Die Satire wurde bekanntlich von der Realität eingeholt: »Monopoly« verkaufte sich wie verrückt, wurde erst Bestseller, dann Brettspiel-Standard – und Propaganda für den real existierenden Kapitalismus. Mit vollem Ernst versuchen seither Menschen, bei einem Spiel einer Wirklichkeit zu entfliehen, das diese Wirklichkeit in ihrer ganzen Tristesse widerspiegelt. Es macht deswegen eigentlich keinen Spaß; erfahrungsgemäß steht ab etwa der Hälfte die gewinnende Person fest, und während ihr alle beim Siegen zusehen, zieht sich das Endspiel stundenlang hin – also fast wie im richtigen Leben.
Immer wieder gab es Bemühungen, das Spiel über Parodien auf seine kapitalismuskritischen Wurzeln zurückzuführen; in den 70ern und 80ern wimmelte es von »Ökopolys«, »Anti-Monopolys«, dem »MAD-Spiel« und vergleichbaren Produkten. Sie konnten sich aber nie so durchsetzen wie das Original – und die über 150 Varianten, die das Mutterunternehmen ausspuckte. Gerade in letzter Zeit boomen die Derivate: So hat fast jede deutsche Stadt, ob Fulda oder Duisburg, mittlerweile eine eigene Monopoly-Variante. Es gibt Monopoly Star Wars, Monopoly Barbie, Monopoly Supermario und Monopoly Game of Thrones; sogar ein Monopoly Katzen wurde schon gesichtet. Fast immer ist das Prinzip mit geringen Abweichungen identisch – und beweist damit, dass der Kapitalismus jede Träumerei, jede fantastische Fluchtmöglichkeit auf die Marktgesetze zu reduzieren in der Lage ist; endlose Variationen im rasenden Stillstand eines standardisierten Produkts, dessen Diversifikation und Entwicklung nur vorgetäuscht sind.
Leo Fischer ist Journalist, Buchautor und ehemaliger Chef des Satiremagazins »Titanic«. In seiner Kolumne »Die Stimme der Vernunft« unterbreitet er der Öffentlichkeit nützliche Vorschläge. Alle Texte auf: dasnd.de/vernunft
2019 kam sogar »Monopoly Sozialismus« auf den Markt. Vorgeblich soll es die Möglichkeit gemeinschaftlicher Projekte simulieren. Implizit war es aber ein Versuch, das bisschen Sozialismus, über das überhaupt noch nachgedacht werden darf, verächtlich zu machen. Dass US-republikanische Hardliner wie Ted Cruz das Spiel lobten, als Warnung vor den Gefahren des Kollektivismus, war kein Zufall. Das Spiel bekam miserable Kritiken und wurde schnell vergessen; eine missgünstige, ja ödipale Pointe des Konzerns auf die Ursprünge des eigenen Erfolgs.

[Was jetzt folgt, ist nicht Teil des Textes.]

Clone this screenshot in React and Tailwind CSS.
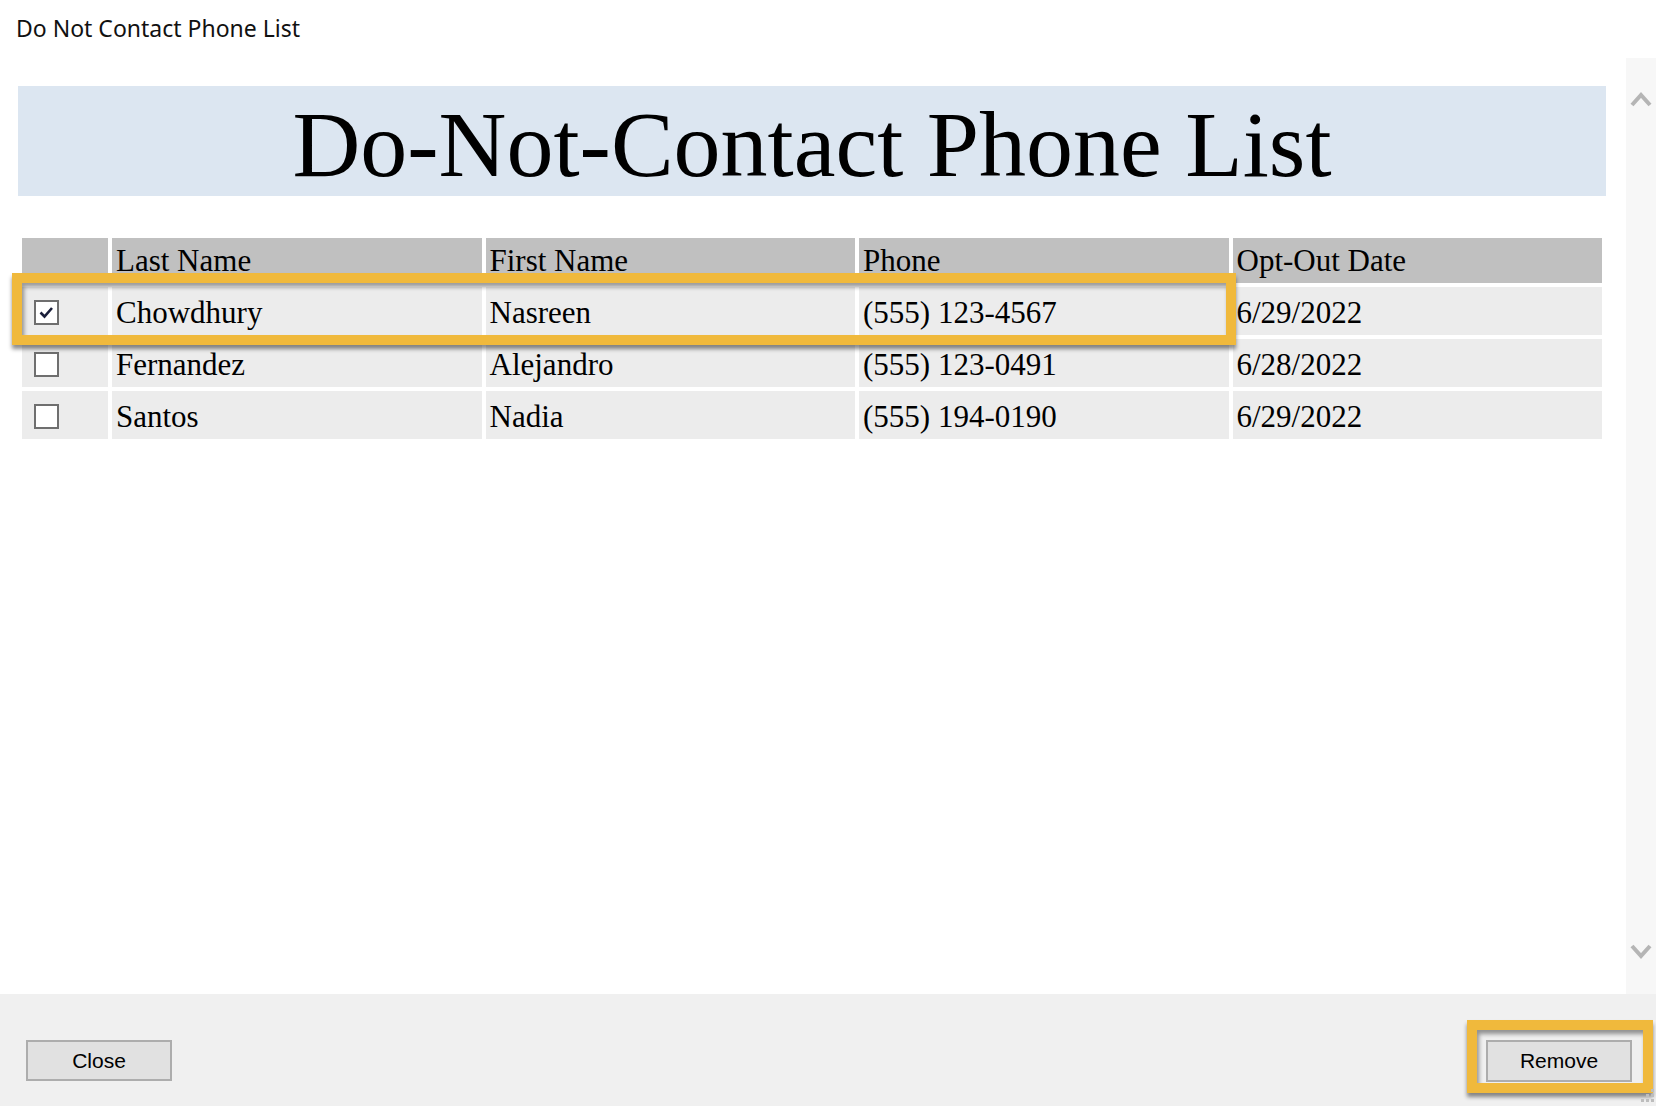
import React from "react";

const rows = [
  { checked: true, last: "Chowdhury", first: "Nasreen", phone: "(555) 123-4567", date: "6/29/2022" },
  { checked: false, last: "Fernandez", first: "Alejandro", phone: "(555) 123-0491", date: "6/28/2022" },
  { checked: false, last: "Santos", first: "Nadia", phone: "(555) 194-0190", date: "6/29/2022" },
];

function Checkbox({ checked }) {
  return (
    <div className="w-[25px] h-[25px] border-2 border-[#6f6f6f] bg-white flex items-center justify-center">
      {checked && (
        <svg width="19" height="19" viewBox="0 0 19 19">
          <path d="M3.5 9.5 L7.5 13.5 L15 5" fill="none" stroke="#1b1f3a" strokeWidth="2.6" />
        </svg>
      )}
    </div>
  );
}

export default function App() {
  return (
    <div className="w-[1656px] h-[1106px] flex flex-col bg-white overflow-hidden" style={{ fontFamily: '"Liberation Serif", serif' }}>
      {/* Title bar */}
      <div className="h-[58px] shrink-0 flex items-start pl-[16px] pt-[13px]">
        <span className="text-[23px] leading-[30px] text-[#111]" style={{ fontFamily: '"Noto Sans", "Open Sans", sans-serif' }}>
          Do Not Contact Phone List
        </span>
      </div>

      {/* Content + scrollbar */}
      <div className="flex flex-1 min-h-0">
        <div className="flex-1 pl-[18px] pr-[20px] pt-[28px]">
          <div className="h-[110px] bg-[#dce6f1] flex items-center justify-center">
            <span className="text-[94px] leading-none text-black pt-[6px]">Do-Not-Contact Phone List</span>
          </div>

          <div className="relative mt-[38px]">
            <table className="w-full table-fixed border-separate border-spacing-[4px] text-[31px] text-black">
              <colgroup>
                <col className="w-[86px]" />
                <col />
                <col />
                <col />
                <col />
              </colgroup>
              <thead>
                <tr className="h-[45px]">
                  <th className="bg-[#c0c0c0] font-normal"></th>
                  <th className="bg-[#c0c0c0] font-normal text-left pl-[4px] leading-[45px]">Last Name</th>
                  <th className="bg-[#c0c0c0] font-normal text-left pl-[4px] leading-[45px]">First Name</th>
                  <th className="bg-[#c0c0c0] font-normal text-left pl-[4px] leading-[45px]">Phone</th>
                  <th className="bg-[#c0c0c0] font-normal text-left pl-[4px] leading-[45px]">Opt-Out Date</th>
                </tr>
              </thead>
              <tbody>
                {rows.map((r) => (
                  <tr key={r.last} className="h-[48px]">
                    <td className="bg-[#ececec] pl-[12px] pt-[2px]">
                      <Checkbox checked={r.checked} />
                    </td>
                    <td className="bg-[#ececec] pl-[4px] pt-[3px] leading-[45px]">{r.last}</td>
                    <td className="bg-[#ececec] pl-[4px] pt-[3px] leading-[45px]">{r.first}</td>
                    <td className="bg-[#ececec] pl-[4px] pt-[3px] leading-[45px]">{r.phone}</td>
                    <td className="bg-[#ececec] pl-[4px] pt-[3px] leading-[45px]">{r.date}</td>
                  </tr>
                ))}
              </tbody>
            </table>
            {/* Highlight overlay on first row */}
            <div className="absolute left-[-6px] top-[39px] w-[1224px] h-[72px] border-[10px] border-[#f0b93c] shadow-[0_4px_4px_rgba(0,0,0,0.45),inset_2px_4px_4px_rgba(0,0,0,0.4)] pointer-events-none"></div>
          </div>
        </div>

        {/* Scrollbar */}
        <div className="w-[30px] shrink-0 bg-[#f7f7f7] flex flex-col items-center justify-between pt-[32px] pb-[33px]">
          <svg width="22" height="18" viewBox="0 0 22 18">
            <path d="M2 15 L11 5 L20 15" fill="none" stroke="#b5b5b5" strokeWidth="4" />
          </svg>
          <svg width="22" height="18" viewBox="0 0 22 18">
            <path d="M2 3 L11 13 L20 3" fill="none" stroke="#b5b5b5" strokeWidth="4" />
          </svg>
        </div>
      </div>

      {/* Bottom panel */}
      <div className="h-[112px] shrink-0 bg-[#f0f0f0] relative flex items-start justify-between pt-[46px] pl-[26px] pr-[24px]" style={{ fontFamily: '"Liberation Sans", Arial, sans-serif' }}>
        <button className="w-[146px] h-[41px] border-2 border-[#adadad] bg-[#e1e1e1] text-[21px] text-black flex items-center justify-center">
          Close
        </button>
        <div className="relative">
          <button className="w-[146px] h-[42px] border-2 border-[#adadad] bg-[#e1e1e1] text-[21px] text-black flex items-center justify-center">
            Remove
          </button>
          <div className="absolute left-[-19px] top-[-20px] w-[186px] h-[73px] border-[10px] border-[#f0b93c] shadow-[0_4px_4px_rgba(0,0,0,0.45),inset_2px_4px_4px_rgba(0,0,0,0.4)] pointer-events-none"></div>
        </div>
        {/* resize grip */}
        <svg className="absolute right-[1px] bottom-[3px]" width="16" height="16" viewBox="0 0 16 16">
          <rect x="12" y="2" width="3" height="3" fill="#bdbdbd" />
          <rect x="7" y="7" width="3" height="3" fill="#bdbdbd" />
          <rect x="12" y="7" width="3" height="3" fill="#bdbdbd" />
          <rect x="2" y="12" width="3" height="3" fill="#bdbdbd" />
          <rect x="7" y="12" width="3" height="3" fill="#bdbdbd" />
          <rect x="12" y="12" width="3" height="3" fill="#bdbdbd" />
        </svg>
      </div>
    </div>
  );
}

Währenddessen kann man die Spiele, die ein Ausbrechen aus den Prinzipien von Konkurrenz und Akkumulation erlauben, an zwei Händen abzählen. Fast scheint es, als reiche unsere Fantasie nicht aus, selbst in der Freizeit etwas anderes zu tun, als Marktmechanismen kultisch nachzuahmen – und immer wieder über Los zu ziehen.